— Task objective —
Check every line of the entries for "this", and copy the lines that hold it.

— Information shown —
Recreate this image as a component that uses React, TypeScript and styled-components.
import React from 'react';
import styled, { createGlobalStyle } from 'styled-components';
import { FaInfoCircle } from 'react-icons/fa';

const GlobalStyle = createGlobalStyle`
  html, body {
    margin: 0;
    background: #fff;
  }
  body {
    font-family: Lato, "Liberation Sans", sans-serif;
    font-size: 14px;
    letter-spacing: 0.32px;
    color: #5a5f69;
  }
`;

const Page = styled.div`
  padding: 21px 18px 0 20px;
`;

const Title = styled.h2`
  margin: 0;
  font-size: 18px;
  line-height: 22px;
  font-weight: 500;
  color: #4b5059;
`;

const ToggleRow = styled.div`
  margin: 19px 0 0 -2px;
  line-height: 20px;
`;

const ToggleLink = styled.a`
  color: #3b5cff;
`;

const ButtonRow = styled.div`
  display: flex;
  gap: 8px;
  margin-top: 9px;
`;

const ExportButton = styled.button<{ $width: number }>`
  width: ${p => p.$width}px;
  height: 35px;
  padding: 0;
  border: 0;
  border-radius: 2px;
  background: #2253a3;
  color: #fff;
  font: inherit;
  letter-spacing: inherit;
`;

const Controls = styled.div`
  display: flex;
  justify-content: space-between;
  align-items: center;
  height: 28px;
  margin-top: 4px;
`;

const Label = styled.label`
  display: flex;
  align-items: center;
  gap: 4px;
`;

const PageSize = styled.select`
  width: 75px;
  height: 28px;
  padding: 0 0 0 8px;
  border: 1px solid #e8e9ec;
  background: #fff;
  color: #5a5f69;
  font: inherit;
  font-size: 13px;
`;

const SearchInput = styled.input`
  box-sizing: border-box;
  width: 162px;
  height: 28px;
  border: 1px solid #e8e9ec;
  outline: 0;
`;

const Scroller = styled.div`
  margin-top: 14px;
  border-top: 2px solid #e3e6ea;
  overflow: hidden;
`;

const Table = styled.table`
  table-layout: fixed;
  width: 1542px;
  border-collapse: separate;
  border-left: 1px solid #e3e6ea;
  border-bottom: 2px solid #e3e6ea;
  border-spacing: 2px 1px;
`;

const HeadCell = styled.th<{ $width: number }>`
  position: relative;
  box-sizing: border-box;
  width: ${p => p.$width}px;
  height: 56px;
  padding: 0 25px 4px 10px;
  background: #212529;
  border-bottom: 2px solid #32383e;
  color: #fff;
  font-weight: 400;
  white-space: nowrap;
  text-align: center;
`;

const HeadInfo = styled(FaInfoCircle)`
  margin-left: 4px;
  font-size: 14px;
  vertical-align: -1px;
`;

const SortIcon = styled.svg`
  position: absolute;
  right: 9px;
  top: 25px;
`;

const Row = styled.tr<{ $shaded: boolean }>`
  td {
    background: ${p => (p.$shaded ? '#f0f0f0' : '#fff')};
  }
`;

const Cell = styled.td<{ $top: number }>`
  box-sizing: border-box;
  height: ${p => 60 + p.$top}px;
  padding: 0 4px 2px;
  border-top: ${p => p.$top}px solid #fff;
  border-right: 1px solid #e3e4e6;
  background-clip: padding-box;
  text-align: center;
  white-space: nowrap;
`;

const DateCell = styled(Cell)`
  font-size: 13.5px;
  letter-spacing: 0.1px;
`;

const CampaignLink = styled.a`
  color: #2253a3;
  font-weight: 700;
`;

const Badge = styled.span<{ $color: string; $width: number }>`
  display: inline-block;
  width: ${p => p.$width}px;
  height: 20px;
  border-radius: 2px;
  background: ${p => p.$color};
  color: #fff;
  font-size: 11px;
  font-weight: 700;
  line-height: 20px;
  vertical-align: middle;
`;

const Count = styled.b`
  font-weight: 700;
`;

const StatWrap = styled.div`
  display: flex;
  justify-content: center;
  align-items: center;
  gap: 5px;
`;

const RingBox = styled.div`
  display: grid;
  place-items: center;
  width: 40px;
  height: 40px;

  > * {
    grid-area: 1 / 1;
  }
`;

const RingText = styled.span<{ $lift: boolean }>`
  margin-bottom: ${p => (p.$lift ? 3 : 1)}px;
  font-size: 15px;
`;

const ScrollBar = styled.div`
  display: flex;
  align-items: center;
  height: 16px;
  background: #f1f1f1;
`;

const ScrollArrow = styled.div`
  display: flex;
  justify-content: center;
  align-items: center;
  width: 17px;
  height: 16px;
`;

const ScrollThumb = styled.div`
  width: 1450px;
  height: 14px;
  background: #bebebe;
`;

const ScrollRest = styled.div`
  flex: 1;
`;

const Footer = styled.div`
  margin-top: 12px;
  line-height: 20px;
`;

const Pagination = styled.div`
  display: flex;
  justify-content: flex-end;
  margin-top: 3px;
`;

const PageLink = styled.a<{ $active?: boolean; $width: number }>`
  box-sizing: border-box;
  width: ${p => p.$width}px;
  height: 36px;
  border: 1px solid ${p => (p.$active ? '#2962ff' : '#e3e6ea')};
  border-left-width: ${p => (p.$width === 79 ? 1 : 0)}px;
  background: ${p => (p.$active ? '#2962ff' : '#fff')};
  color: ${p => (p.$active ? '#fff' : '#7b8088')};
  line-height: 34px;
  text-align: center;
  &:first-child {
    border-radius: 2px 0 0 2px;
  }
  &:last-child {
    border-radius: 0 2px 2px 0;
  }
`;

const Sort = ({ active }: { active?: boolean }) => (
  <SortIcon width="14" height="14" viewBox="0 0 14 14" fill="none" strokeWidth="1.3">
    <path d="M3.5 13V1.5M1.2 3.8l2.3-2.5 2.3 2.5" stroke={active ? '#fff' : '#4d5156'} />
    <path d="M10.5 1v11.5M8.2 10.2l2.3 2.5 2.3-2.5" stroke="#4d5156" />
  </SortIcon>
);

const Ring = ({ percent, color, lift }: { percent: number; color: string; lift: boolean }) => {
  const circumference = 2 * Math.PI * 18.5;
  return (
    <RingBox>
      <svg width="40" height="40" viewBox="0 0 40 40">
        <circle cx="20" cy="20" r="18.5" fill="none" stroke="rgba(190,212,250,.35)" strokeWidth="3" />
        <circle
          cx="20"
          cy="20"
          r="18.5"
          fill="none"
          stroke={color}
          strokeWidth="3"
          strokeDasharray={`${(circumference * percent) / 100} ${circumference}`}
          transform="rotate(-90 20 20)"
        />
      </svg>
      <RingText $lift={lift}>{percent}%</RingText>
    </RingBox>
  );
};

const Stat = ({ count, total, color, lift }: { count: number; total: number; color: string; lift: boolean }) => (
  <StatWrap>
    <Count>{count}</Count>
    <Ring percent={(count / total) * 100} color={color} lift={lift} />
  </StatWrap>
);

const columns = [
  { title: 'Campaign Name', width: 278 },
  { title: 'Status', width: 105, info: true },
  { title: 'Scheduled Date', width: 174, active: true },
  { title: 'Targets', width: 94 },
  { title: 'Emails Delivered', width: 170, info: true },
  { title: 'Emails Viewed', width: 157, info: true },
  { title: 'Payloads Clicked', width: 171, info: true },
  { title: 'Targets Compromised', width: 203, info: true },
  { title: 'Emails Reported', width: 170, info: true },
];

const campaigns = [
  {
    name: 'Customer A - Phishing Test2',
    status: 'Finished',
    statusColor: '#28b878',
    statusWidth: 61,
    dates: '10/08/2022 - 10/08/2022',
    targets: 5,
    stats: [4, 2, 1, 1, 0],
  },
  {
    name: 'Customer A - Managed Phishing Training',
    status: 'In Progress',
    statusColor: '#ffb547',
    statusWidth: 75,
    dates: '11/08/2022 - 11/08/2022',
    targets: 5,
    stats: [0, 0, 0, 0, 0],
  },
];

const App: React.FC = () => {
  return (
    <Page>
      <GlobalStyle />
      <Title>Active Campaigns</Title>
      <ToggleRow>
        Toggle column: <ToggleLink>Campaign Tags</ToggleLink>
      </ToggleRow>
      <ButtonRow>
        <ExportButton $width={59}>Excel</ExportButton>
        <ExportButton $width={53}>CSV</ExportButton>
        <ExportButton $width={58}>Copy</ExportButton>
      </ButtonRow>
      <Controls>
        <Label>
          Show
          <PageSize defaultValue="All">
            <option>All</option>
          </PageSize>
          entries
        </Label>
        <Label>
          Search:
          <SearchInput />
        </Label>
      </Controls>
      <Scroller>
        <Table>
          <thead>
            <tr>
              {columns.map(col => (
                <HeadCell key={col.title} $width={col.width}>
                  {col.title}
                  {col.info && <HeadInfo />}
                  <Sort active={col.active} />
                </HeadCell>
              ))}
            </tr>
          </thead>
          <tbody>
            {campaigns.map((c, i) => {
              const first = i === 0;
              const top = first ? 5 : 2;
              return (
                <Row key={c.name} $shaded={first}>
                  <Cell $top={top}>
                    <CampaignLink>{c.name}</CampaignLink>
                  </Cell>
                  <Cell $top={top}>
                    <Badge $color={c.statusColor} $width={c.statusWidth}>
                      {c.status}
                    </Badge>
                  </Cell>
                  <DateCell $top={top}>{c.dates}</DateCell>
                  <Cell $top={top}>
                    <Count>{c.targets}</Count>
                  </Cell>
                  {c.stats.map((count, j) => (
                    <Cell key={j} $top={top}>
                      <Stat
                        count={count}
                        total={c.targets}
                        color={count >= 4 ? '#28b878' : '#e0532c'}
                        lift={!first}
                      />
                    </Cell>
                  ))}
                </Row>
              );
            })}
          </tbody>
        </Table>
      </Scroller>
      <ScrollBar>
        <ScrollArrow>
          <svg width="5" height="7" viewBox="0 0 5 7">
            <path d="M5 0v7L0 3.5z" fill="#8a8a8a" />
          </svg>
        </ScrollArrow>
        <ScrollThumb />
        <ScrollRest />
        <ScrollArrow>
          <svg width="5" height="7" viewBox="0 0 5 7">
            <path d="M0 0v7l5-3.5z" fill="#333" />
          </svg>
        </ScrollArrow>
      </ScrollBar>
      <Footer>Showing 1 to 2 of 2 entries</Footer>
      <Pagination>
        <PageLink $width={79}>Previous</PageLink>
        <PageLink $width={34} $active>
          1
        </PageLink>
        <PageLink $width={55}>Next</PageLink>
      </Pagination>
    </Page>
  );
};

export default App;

* * *

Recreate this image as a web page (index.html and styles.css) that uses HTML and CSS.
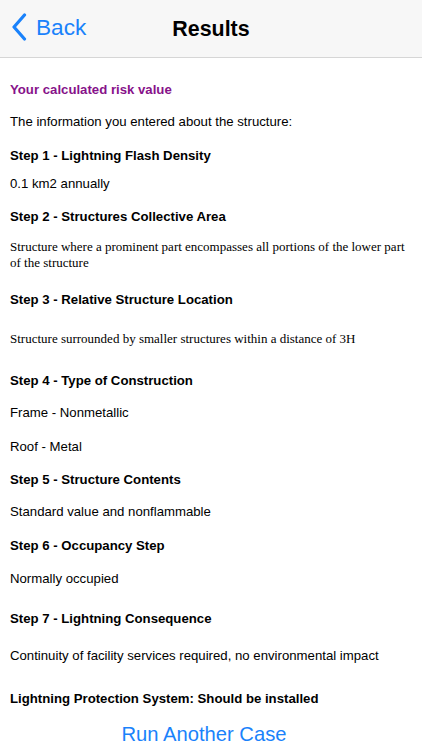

— Expected answer —
Recreate this image as a component that uses React, TypeScript and styled-components.
Recreate this image as a web page (index.html and styles.css) that uses HTML and CSS.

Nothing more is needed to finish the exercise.